A truly transparent and fraud-proof method of electing leaders will be to have a fight till the death between the candidates, like wild animals — but that is not an option that is available in a democracy! The name of the game is PROCESS improvement and not technology elimination.

In the past too, in 2004 I have written on the same topic of running elections.

My understanding of EVM are from common knowledge and from the public manual published by Election Commission of India (ECI) on their website — the recent one was titled “Manual on Electronic Voting Machine and VVPAT, July 2018” (the image on top of this page was from this manual).

I agree, in many parts of the world, there have been problems with EVMs especially in the USA with its countless vendors manufacturing countless varieties (due to varying state laws and their autonomy in procurement). But the fact is (an irony too) that the ones made for Election Commission of India are not sophisticated, they are not smart (No Modern OS on them to run anything else, which is a blessing in this case of super speciality use-case) or networked in any fashion to the outside world (Internet or elsewhere). The way to do fraud, in these scenarios, will be during the process of data tabulation and reporting, which in my guess will be super-hard and nearly impossible with poll observers of all parties in every counting stations.
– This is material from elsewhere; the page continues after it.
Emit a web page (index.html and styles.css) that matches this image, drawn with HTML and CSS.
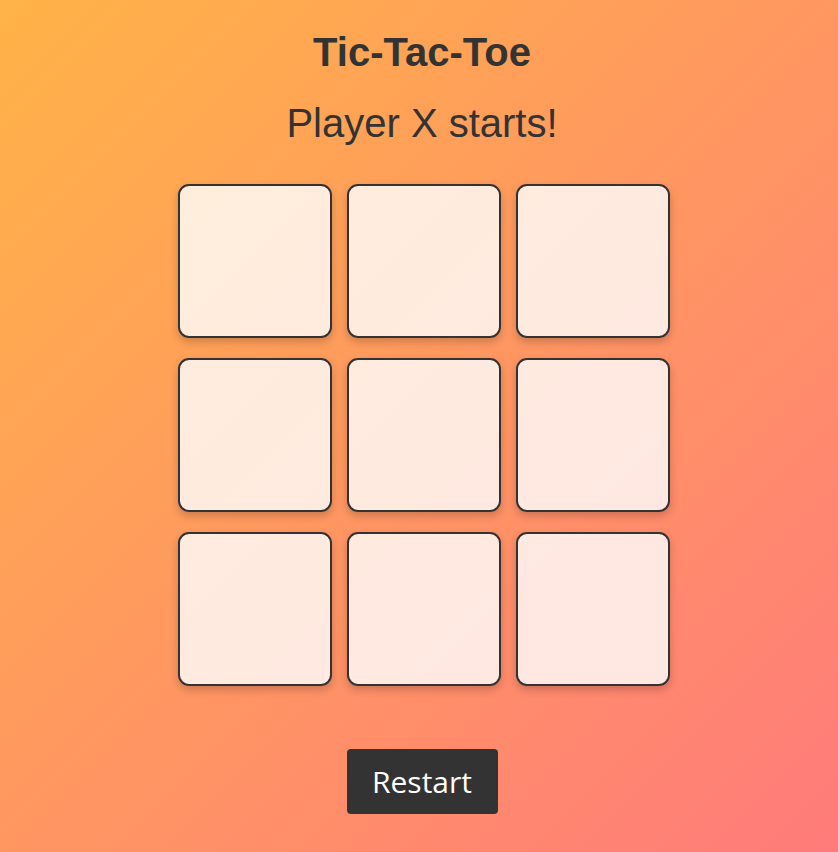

This latest one by Syed Shuja is laughable — transmitting radio signals to a device which doesn’t have any antennas or radio of any sort — how will such a hack work, is beyond any electronics I studied.

My interest in this subject is from a Technology angle and I am NOT claiming (I am not an investigating agency or knowledgable on the field of security) that no fraud has been done by the BJP or the Congress or anyone else in the past, but so far no technology proof by any of the ‘claimed’ hackers that have been published are convincing for an engineer like me.

When I posted the above in my Facebook wall, a friend replied with a reference to an article on The Hindu by Mr G Sampath titled “Why EVMs must go”. To me, the article feels to be a case of cherry picking for a pre-concluded narrative. I believe EVMs can be better audited and the whole process can be made (closer to being) fool-proof if our respected leaders put their minds together. For their failure to improve the process, throwing the baby in the cold water is not a solution, it is regressive and a disservice to the poor of this country. In setting the clock back to paper voting, I see no difference to those that are being followed by Indian Nationalists who keep talking of a superior Indian race before the European invasion.

No one believing on democracy can have a second opinion that the public needs to have complete transparency and trust in the process of electing their Government representatives. I will say the Citizens should ask his/her parliamentarians and the candidates when they come seeking for votes for a better and improved Electronic Voting process. Of course, there are the Hon’ble Courts of Law too.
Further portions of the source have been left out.